(Collection entries)
__________________________________________________

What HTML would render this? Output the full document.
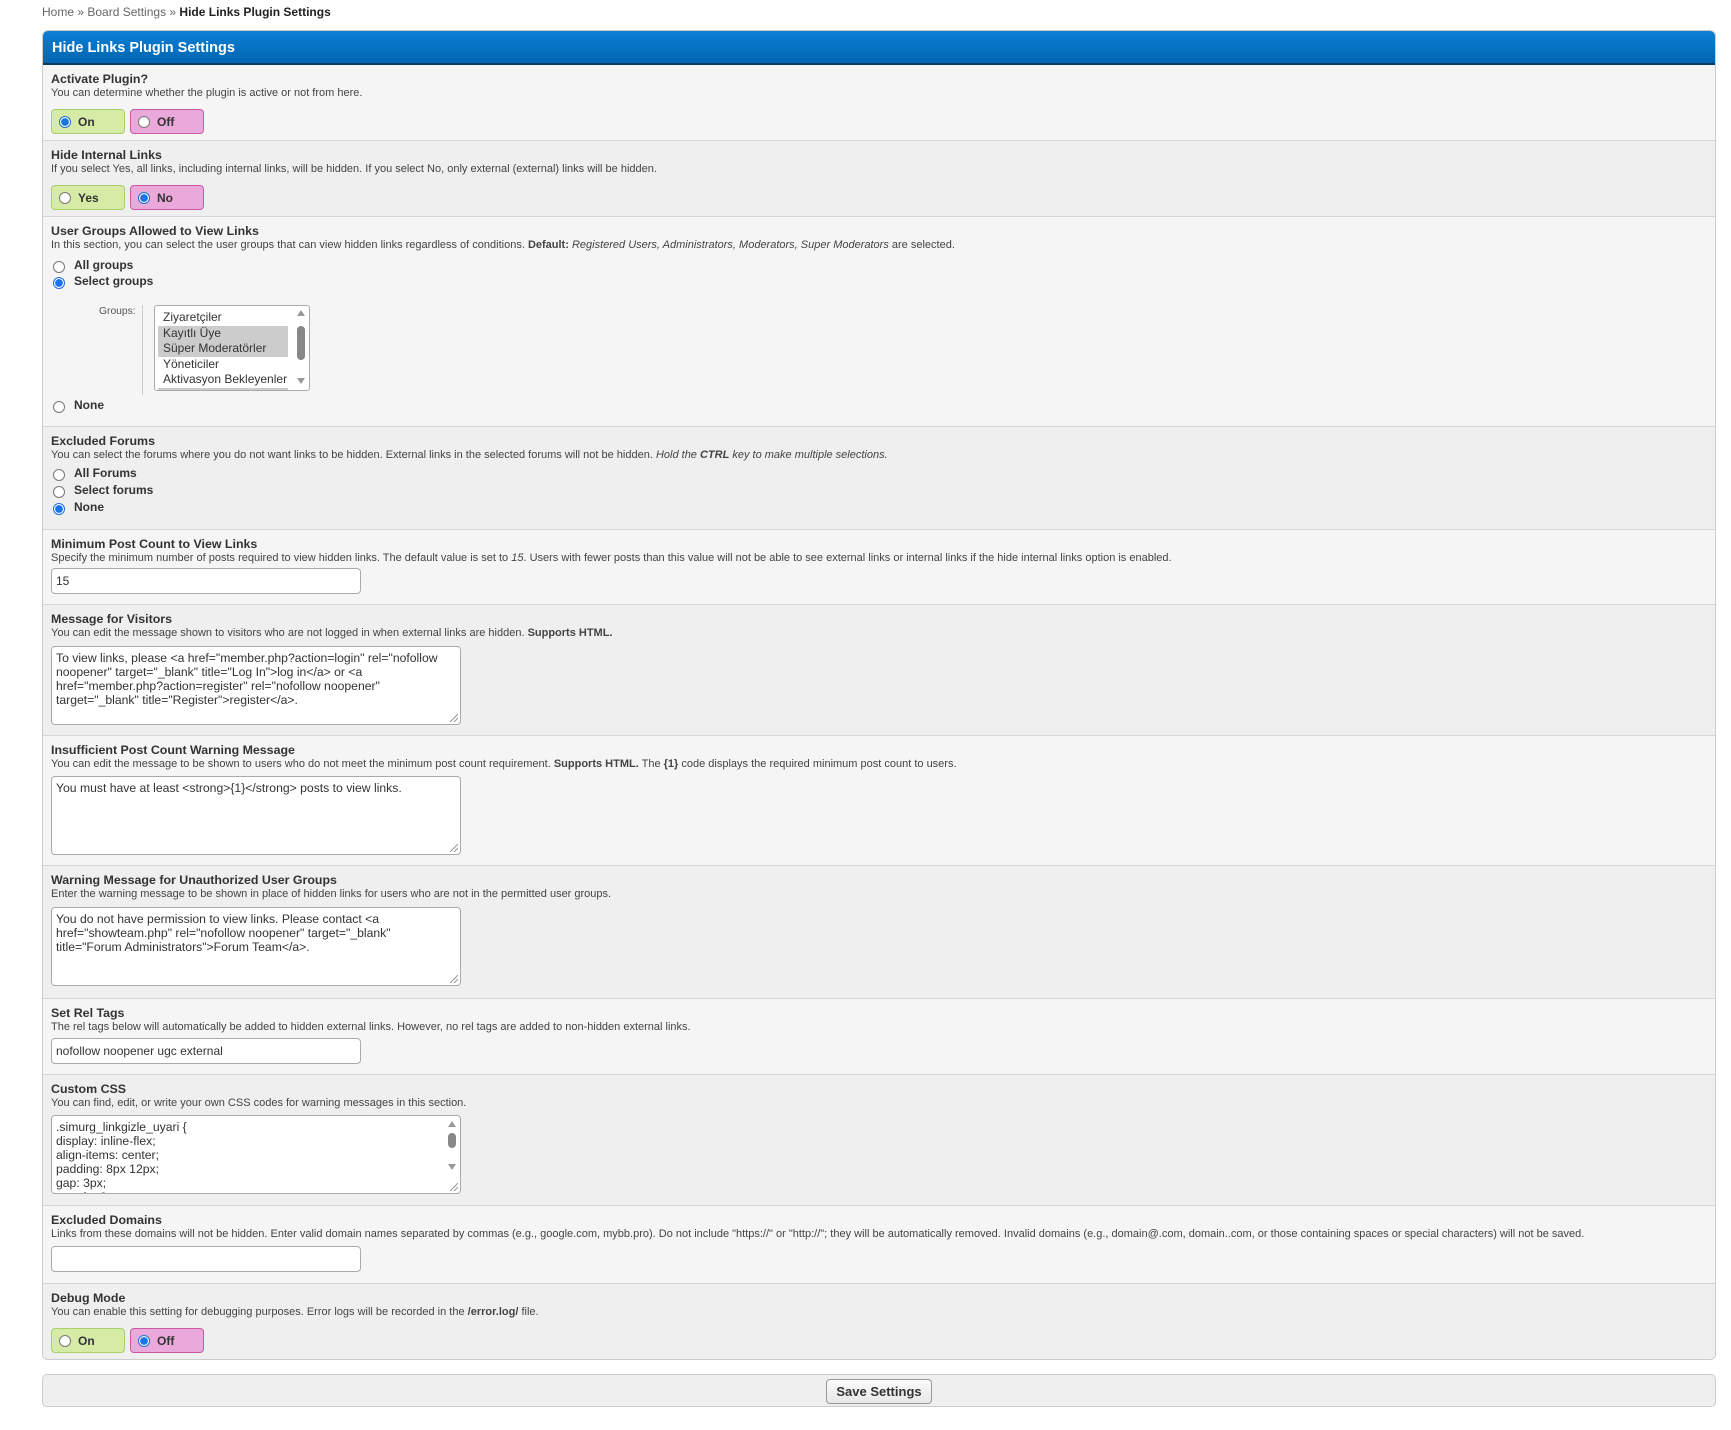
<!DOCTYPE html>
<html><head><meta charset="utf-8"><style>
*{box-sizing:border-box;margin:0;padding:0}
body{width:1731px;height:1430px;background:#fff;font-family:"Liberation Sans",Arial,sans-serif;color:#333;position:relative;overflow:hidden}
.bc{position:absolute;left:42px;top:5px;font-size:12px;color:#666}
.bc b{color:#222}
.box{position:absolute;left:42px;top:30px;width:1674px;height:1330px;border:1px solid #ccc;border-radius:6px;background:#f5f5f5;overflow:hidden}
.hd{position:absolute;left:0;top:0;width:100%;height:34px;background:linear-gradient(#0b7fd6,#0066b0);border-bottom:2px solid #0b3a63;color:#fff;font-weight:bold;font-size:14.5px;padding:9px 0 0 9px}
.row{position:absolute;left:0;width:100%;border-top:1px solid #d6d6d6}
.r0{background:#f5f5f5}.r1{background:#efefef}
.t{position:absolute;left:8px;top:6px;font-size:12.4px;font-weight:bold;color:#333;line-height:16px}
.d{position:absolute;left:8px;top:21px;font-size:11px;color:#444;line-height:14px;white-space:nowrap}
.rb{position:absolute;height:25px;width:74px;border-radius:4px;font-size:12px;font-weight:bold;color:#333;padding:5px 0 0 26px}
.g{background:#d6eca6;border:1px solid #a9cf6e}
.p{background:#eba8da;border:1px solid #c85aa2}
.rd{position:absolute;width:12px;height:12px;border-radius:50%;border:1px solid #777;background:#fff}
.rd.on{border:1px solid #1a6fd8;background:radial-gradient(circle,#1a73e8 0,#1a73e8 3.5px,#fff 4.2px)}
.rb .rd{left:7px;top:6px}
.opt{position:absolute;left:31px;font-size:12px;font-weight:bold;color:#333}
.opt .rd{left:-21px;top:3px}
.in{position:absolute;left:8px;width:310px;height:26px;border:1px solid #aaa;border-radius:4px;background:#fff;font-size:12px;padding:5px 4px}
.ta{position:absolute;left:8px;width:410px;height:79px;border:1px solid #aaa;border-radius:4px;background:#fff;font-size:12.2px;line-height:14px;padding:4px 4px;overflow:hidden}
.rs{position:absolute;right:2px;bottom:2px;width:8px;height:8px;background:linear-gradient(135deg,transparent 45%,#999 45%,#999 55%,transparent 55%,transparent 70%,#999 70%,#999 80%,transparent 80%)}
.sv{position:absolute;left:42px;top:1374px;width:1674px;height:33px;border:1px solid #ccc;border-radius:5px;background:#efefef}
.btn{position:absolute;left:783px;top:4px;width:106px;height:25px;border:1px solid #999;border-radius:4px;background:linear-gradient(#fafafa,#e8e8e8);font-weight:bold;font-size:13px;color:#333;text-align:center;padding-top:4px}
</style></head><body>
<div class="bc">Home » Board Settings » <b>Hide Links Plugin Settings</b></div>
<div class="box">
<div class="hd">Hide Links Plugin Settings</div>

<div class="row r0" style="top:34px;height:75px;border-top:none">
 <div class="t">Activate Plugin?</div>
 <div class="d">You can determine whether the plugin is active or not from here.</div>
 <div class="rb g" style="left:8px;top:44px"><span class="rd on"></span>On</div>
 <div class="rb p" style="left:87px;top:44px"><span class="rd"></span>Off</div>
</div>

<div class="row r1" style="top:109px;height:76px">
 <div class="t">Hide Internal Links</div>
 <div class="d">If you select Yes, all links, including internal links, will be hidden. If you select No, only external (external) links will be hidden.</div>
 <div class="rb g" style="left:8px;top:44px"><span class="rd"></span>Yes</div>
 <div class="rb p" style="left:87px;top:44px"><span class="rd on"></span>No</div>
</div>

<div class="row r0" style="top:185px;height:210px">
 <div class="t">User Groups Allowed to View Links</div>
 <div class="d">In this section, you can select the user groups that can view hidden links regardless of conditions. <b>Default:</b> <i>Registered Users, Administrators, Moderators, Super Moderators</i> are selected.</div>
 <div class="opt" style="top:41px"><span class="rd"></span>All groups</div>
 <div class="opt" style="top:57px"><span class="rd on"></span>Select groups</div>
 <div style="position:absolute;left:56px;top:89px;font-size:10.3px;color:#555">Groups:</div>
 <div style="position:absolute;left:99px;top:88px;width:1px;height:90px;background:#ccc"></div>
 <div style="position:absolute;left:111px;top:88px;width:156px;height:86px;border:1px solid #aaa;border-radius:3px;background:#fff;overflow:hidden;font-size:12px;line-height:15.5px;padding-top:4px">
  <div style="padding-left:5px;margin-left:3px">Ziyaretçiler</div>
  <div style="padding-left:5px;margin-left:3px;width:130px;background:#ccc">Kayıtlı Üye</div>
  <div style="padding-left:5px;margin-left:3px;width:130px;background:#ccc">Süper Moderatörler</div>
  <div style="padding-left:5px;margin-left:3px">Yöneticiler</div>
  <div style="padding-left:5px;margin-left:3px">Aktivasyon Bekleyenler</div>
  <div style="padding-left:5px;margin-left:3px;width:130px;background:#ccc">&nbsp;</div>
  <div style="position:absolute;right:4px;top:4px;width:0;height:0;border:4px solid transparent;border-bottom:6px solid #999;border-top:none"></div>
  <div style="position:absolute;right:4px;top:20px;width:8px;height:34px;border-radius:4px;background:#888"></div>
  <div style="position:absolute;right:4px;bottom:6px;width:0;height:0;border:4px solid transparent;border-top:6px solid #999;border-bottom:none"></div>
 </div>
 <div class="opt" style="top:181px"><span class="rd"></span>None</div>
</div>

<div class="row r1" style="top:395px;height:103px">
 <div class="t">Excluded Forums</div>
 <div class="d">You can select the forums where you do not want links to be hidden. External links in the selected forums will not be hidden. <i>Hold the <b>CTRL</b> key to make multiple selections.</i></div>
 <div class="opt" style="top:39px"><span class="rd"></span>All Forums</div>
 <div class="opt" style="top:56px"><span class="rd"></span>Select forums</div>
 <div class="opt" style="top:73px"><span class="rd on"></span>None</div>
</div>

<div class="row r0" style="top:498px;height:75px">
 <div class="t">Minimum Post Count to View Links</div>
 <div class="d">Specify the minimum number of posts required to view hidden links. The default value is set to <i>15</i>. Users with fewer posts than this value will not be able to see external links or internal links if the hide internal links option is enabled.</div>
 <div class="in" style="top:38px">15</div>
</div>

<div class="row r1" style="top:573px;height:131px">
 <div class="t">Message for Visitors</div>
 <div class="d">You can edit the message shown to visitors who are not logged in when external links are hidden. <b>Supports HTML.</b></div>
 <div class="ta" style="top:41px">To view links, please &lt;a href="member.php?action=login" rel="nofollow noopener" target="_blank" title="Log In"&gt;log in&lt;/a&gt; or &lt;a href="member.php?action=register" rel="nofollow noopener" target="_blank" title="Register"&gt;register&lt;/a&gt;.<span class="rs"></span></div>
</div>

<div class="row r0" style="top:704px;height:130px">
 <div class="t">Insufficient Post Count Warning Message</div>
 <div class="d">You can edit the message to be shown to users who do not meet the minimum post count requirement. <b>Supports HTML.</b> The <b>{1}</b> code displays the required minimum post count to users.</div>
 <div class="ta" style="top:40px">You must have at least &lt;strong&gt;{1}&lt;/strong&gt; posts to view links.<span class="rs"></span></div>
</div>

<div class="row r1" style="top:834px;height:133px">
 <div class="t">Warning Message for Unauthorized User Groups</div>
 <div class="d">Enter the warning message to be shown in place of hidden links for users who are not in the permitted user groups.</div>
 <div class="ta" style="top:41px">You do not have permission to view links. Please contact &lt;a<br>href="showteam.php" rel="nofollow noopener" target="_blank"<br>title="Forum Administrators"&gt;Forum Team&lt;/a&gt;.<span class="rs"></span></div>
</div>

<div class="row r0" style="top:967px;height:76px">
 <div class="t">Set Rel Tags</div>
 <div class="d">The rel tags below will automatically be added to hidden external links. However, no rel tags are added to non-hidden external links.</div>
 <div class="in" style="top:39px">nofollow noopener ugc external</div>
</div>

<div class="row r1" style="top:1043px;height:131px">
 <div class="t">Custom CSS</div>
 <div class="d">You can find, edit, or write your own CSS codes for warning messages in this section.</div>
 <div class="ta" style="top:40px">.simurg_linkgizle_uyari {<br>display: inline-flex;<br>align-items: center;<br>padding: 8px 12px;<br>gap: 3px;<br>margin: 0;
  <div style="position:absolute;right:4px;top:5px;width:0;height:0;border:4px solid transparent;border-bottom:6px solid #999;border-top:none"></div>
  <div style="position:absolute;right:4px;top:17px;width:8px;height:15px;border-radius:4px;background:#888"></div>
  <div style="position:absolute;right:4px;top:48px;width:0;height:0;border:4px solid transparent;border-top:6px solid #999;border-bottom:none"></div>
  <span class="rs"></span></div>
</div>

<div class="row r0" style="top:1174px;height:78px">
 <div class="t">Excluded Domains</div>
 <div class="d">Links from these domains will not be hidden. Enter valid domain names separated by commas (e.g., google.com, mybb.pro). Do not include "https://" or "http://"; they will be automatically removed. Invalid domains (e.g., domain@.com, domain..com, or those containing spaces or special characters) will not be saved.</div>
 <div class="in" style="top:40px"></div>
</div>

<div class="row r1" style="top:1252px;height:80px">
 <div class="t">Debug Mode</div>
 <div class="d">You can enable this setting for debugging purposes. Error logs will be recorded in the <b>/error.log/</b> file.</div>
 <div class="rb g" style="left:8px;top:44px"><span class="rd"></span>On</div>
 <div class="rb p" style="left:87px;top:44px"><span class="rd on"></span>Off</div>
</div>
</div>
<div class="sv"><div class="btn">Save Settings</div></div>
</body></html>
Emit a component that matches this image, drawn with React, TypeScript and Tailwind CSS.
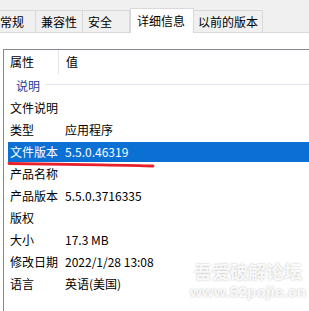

__________________________________________________

▶ [TO BE DONE]: In the lines above, locate the string "that". Copy every line where it occurs.

▶ [ANSWER TO THE EXERCISE]:
 <div class="d">In this section, you can select the user groups that can view hidden links regardless of conditions. <b>Default:</b> <i>Registered Users, Administrators, Moderators, Super Moderators</i> are selected.</div>
Emit a component that matches this image, drawn with React, TypeScript and Tailwind CSS.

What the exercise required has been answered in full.